By Mediator Lee Wallace
Such a small thing! Could a handshake really make a difference in the result at your next negotiation? According to a brand-new study by a team of professors from the business schools at Harvard, Berkeley, and the University of Chicago — yes, a handshake really is THAT important.
At the opening conference at mediation, the parties are seated across big tables. In my experience, usually people speak to one another, but often they do not shake hands. This new study suggests we need to change that. But there is one exception …
The researchers put the traditional handshake to the test in a series of two studies and five experiments. For example, they asked participants to conduct a mock negotiation for a car purchase. Using a scoring system, the professors measured how successful the outcomes were, looking at price, car color, and other factors. They found that when the parties shook hands beforehand, they scored higher, meaning that they reached a more cooperative agreement and both sides got more of what they wanted. Fascinatingly, even when the participants already knew each other, they scored higher if they shook hands before the start of the negotiation.
In another study, the professors encouraged some participants to shake hands before a negotiation, and prevented others from doing so by ushering them to their seats immediately. When the parties shook hands in advance, they reached a mutually better outcome, and were more likely to say they had a positive impression of their opponent.

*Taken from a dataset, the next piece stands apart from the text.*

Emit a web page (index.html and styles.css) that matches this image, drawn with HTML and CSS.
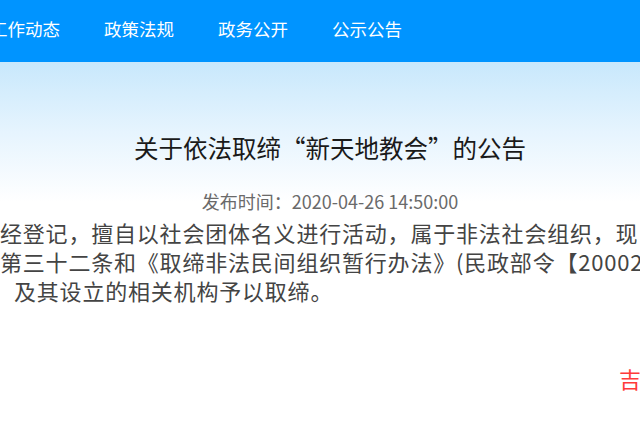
FILE: index.html
```html
<!DOCTYPE html>
<html lang="zh-CN">
<head>
<meta charset="utf-8">
<title>关于依法取缔“新天地教会”的公告</title>
<link rel="stylesheet" href="styles.css">
</head>
<body>
<header class="topbar">
  <nav class="nav">
    <a class="nav-item" href="#">工作动态</a>
    <a class="nav-item" href="#">政策法规</a>
    <a class="nav-item" href="#">政务公开</a>
    <a class="nav-item" href="#">公示公告</a>
  </nav>
</header>
<main class="main">
  <div class="head">
    <h1 class="title">关于依法取缔“新天地教会”的公告</h1>
    <div class="date">发布时间：2020-04-26 14:50:00</div>
  </div>
  <div class="article">
    <p class="line">经登记，擅自以社会团体名义进行活动，属于非法社会组织，现</p>
    <p class="line">第三十二条和《取缔非法民间组织暂行办法》(民政部令【20002</p>
    <p class="line line-last">及其设立的相关机构予以取缔。</p>
    <p class="sign">吉林省民政厅</p>
  </div>
</main>
</body>
</html>
```
FILE: styles.css
```css
html, body {
  margin: 0;
  padding: 0;
  background: #fff;
  overflow: hidden;
  width: 640px;
  height: 426px;
}
body {
  font-family: "Noto Sans CJK SC", "Microsoft YaHei", sans-serif;
}
.topbar {
  height: 62px;
  background: #0094ff;
  overflow: hidden;
}
.nav {
  display: flex;
  gap: 44px;
  margin-left: -10px;
  height: 62px;
  align-items: center;
  padding-bottom: 4px;
  box-sizing: border-box;
}
.nav-item {
  color: #fff;
  font-size: 17.5px;
  text-decoration: none;
  white-space: nowrap;
  line-height: 24px;
}
.main {
  background: linear-gradient(to bottom, #c8e8fc 0px, #e6f4fe 70px, #ffffff 140px, #ffffff 100%);
  padding-top: 69px;
  height: 364px;
  box-sizing: border-box;
}
.head {
  width: 660px;
  text-align: center;
}
.title {
  margin: 0;
  font-size: 24.5px;
  font-weight: normal;
  color: #1a1a1a;
  line-height: 34px;
  white-space: nowrap;
}
.date {
  margin-top: 24px;
  font-size: 18px;
  color: #6a6a6a;
  line-height: 25px;
  white-space: nowrap;
}
.article {
  margin-top: 4px;
  color: #444;
  font-size: 22px;
  letter-spacing: 0.8px;
}
.line {
  margin: 0;
  line-height: 29px;
  white-space: nowrap;
}
.line-last {
  padding-left: 14px;
}
.sign {
  margin: 59px 0 0;
  padding-left: 619px;
  line-height: 29px;
  color: #ff3a3a;
  white-space: nowrap;
}
```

The professors concluded that the handshake had two effects: it changed the way a negotiator perceived the other side, and it also increased his own level of cooperation. “[N]egotiators expected partners who shook hands to behave more cooperatively than partners who avoided shaking hands or partners whose nonverbal behavior was unknown; these expectations of cooperative intent increased negotiators’ own cooperation.”
Refusing to Shake Hands is a Mistake
In bitter litigation, occasionally one of the parties or the lawyers will make a show of refusing to shake hands with the other side. That strategy may backfire when it comes to getting what you want at mediation, however: “observing a partner’s decision not to shake hands seems to convey the opposite psychological meaning as observing a decision to shake hands: it makes people infer that their partner will be less cooperative and therefore seem less warm.”

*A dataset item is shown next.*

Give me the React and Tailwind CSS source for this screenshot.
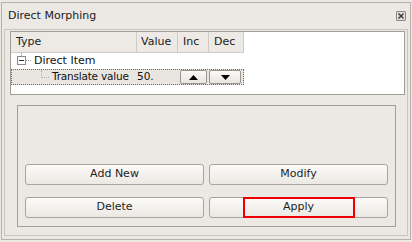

Unless… There is One Exception
The one exception to the rule? The study suggested that if you are sick, everyone will be happy if you decide to keep your germs to yourself.
When a sick participant shook hands knowing he could be contagious, suddenly the handshake became a negative signal; the opponent was less likely to see the handshaker as a cooperative person. On the other hand, if the sick person refused to shake hands but explained why, the other side credited them with being cooperative.

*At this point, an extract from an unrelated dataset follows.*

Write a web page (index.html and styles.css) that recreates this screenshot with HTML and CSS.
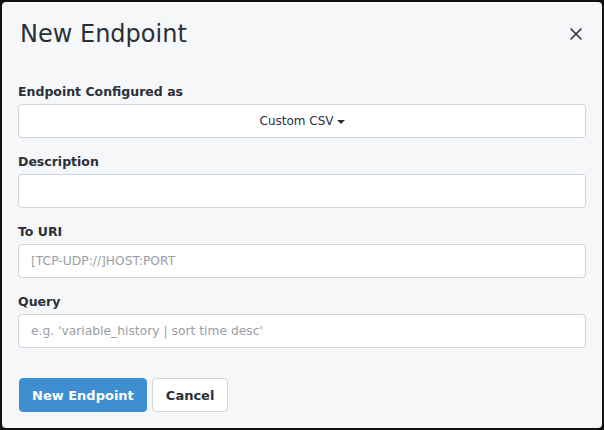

The takeaway? The best thing to do when you are sick is to tell the person that you would like to shake hands, but that it would be better for everyone if you did not do that today. Needless to say, people are no more excited about being handed your germs than you are about having them in the first place.
So Shake It Up
The professors concluded: “[T]wo correlational studies and five experiments demonstrate that handshakes can affect real cooperation in negotiations and economic games.” Their paper has been conditionally accepted for publication in the Journal of Personality and Social Psychology. The article is presently entitled, “Handshaking Promotes Deal-Making by Signaling Cooperative Intent.”